NBC at the TCAs: Community will be back, not that we can be certain of anything anymore
As much rancor has been directed at NBC entertainment chairman Bob Greenblatt in the past months, Bob Greenblatt wants you to know that nobody’s more down about it than Bob Greenblatt: “We had a really bad fall—worse than I’d hoped, but about what I expected,” Greenblatt said today at the network’s Television Critics Association talk, which was essentially one prolonged heaving sigh and a litany of various ailments and friends who died, sort of like visiting your grandmother.
According to our embedded reporter Todd VanDerWerff—who will once again be filing increasingly scattered and indifferent notes while network executives blather platitudes at him—Greenblatt was bluntly honest about all of NBC’s failings, yet “still pretty damn bullshitty” about everything he thinks might turn it around. After all, who knows whether the forthcoming Smash or 15 straight weeks of The Voice will be the rising tide that lifts all its other non-musical boats, or whether Ryan Seacrest might end up on Today, as according to (“premature”) rumor? This nagging cough means NBC might just curl up and die tomorrow, so maybe you should just go ahead and put little Post-It notes on the stuff you want after it’s gone.

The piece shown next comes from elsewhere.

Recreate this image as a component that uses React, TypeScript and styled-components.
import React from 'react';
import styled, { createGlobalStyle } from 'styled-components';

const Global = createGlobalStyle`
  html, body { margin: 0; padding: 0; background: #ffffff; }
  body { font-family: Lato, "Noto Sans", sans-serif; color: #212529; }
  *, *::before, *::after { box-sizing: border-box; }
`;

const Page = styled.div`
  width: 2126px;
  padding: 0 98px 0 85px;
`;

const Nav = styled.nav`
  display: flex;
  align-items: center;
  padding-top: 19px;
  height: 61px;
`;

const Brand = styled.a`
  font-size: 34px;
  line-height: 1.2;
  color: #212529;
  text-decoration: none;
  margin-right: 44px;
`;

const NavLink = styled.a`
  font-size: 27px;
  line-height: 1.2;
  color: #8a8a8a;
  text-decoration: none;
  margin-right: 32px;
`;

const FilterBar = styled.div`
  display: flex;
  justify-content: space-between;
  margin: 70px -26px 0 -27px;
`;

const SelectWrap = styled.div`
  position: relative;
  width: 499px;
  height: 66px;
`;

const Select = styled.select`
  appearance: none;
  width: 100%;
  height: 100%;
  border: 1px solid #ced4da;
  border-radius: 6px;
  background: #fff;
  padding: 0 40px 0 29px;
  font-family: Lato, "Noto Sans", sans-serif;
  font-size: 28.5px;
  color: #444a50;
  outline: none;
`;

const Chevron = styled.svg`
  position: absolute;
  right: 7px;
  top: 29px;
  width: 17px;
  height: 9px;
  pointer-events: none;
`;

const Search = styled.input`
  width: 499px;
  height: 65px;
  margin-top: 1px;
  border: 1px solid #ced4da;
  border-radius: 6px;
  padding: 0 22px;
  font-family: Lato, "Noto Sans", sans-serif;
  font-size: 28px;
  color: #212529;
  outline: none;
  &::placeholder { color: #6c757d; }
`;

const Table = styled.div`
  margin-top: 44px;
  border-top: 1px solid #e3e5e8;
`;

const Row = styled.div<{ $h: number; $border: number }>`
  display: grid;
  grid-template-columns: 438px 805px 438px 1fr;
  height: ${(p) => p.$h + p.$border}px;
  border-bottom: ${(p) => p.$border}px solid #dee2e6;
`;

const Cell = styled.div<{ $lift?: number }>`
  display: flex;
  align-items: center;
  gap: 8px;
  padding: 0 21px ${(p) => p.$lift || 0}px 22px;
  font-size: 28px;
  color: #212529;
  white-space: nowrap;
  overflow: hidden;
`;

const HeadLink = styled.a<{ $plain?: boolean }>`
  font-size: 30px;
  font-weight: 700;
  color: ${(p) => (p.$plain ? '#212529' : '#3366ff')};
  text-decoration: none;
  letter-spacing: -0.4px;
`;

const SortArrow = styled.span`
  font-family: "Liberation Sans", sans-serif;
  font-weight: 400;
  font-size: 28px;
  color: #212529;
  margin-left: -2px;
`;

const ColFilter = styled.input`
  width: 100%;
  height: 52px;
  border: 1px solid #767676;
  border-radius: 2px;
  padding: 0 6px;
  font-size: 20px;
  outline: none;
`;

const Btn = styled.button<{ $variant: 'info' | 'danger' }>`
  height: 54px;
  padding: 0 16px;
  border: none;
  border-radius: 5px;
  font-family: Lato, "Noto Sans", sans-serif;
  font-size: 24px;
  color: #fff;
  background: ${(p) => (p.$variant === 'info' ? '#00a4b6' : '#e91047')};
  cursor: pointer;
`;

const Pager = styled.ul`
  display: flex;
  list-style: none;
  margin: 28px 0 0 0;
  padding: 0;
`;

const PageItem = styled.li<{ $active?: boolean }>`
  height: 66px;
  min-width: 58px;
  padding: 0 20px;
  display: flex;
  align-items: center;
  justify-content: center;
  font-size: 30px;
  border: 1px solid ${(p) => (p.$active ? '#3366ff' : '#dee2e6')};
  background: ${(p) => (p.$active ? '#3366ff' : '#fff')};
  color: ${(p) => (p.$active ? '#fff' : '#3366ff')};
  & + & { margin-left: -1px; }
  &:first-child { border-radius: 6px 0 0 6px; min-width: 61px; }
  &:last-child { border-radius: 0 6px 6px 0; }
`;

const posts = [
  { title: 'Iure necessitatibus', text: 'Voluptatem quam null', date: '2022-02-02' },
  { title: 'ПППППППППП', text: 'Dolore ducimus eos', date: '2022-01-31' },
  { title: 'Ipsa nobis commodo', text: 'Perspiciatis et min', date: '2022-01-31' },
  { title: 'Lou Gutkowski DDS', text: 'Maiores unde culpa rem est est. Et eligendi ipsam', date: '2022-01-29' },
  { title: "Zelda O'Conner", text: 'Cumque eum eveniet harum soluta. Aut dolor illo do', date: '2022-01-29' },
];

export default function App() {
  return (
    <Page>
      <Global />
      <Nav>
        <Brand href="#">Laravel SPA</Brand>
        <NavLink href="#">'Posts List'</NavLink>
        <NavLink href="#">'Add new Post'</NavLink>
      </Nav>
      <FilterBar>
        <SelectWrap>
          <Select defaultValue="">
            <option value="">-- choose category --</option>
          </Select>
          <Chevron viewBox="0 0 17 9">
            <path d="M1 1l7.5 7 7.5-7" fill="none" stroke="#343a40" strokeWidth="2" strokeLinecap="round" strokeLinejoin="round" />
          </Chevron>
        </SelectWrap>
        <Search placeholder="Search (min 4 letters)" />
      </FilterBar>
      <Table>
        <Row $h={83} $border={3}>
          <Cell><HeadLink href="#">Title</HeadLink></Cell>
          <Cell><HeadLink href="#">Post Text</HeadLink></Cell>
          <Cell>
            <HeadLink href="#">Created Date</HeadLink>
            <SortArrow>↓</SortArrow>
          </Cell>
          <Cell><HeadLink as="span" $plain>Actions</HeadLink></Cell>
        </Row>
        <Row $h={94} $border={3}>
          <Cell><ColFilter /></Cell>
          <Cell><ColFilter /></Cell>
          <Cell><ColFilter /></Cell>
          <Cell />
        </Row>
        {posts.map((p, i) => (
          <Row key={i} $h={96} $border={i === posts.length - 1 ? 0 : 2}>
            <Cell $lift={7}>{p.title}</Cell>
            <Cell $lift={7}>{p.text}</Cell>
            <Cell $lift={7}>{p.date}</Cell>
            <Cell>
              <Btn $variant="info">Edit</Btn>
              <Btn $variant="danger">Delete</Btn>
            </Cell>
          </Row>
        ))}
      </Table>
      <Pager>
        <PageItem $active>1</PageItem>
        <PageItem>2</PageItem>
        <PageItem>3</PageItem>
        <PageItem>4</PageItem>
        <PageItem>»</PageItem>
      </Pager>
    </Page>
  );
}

Speaking of which, let's get to the news you care most about: MARISKA HARGITAY IS NOT LEAVING LAW AND ORDER: SVU, AND WILL IN FACT HAVE A LOVE STORY WITH HARRY CONNICK JR, a revelation that Todd relates caused “audible gasps” in the TCA audience. Indeed, take a moment. And when you’re ready, there is also some less thrilling news about Community—specifically that the show will return “in the spring,” which is still not a date, but that’s all you’re getting. Greenblatt apparently feels bad for not clarifying that the show wasn’t canceled, but not so bad that he’s bothered to establish a more concrete timeline for its return. Nor is he guilty enough to hint at any sort of decision about a fourth season, an announcement you can expect some time around the May upfronts, provided Greenblatt still has the will to get out of bed by then.
“Those are really hard questions to answer right now,” Greenblatt said of those many Community-related queries, no doubt after being harangued by Todd in full Tom Cruise-in-A Few Good Men mode. Greenblatt did allow that he’s trying to give lower-rated shows more time, but later added, “It has such a strong core audience, yet it's been hard to expand that audience.” One possible strategy for expanding its audience: Barely promoting it, then yanking it off the schedule for several months without telling anyone when it might be back. But since he’s tried that already, Greenblatt is also considering giving it a different time slot, saying, “I don't know if it makes sense to ask it to start off the night again.” Again, you’ll just have to wait until Vague Spring Day, 2012 to find out where Community might end up.
In the meantime, Greenblatt also offered a cursory wake for Prime Suspect, lamenting that if it had just aired on his old home at Showtime, it likely would have been “declared a hit, and probably in production for four or five years”—though he also echoed the Internet’s less charitable appraisal by admitting, “Maybe I should just blame the hat and move on.” He had slightly less blithe words for The Playboy Club, musing, “I don’t think people were that fascinated by that milieu, and maybe it’s a little too obscure for them too.” Indeed, if only America were ready to revisit the ’60s, or more interested in niche, underground publications such as Playboy, perhaps that show could have flourished. (Strangely, he didn't seem to consider that The Playboy Club might also have done better on cable, where boobs live.)
As to the things that Bob Greenblatt discussed that were not accompanied by the sad strains of muted trombone, he once again expressed excitement over the chance to “grow” Up All Night, while also acknowledging that Whitney exists and people seem to watch it. Actually, I don’t know exactly what he said: Todd’s notes only mention that he is “happy” with Whitney while also “damning it with faint praise.” “It’s certainly not the biggest failure we have produced in a long line of big failures, and if people seem to find it amusing, then thank Christ we actually managed to get away with something. You want vagina jokes, America? What do you call the skin around a vagina? A woman! Whitney, Wednesdays this spring,” Greenblatt said in my dramatic interpretation of Todd’s notes, which is probably not at all accurate.
Anyway, clearly the network’s dismal showing in the fall has left Greenblatt a little shaken and unsure of the future, but as the saying goes, when you’ve hit bottom, there’s nowhere to go but down to the Comcast offices to withdraw a shitload of money to spend developing expensive pilots, which seems to be Greenblatt’s overall gameplan right now. “If we could have come up with Modern Family, we could have spent twice the money, and it would have been worth it,” Greenblatt said covetously, by way of explaining how NBC tends to dole out tons of money on new shows up front on the off-chance that they might actually work, and then here we are again. Not that Greenblatt can predict what will work—who can? Hey, we might all be dead tomorrow. But thanks for visiting.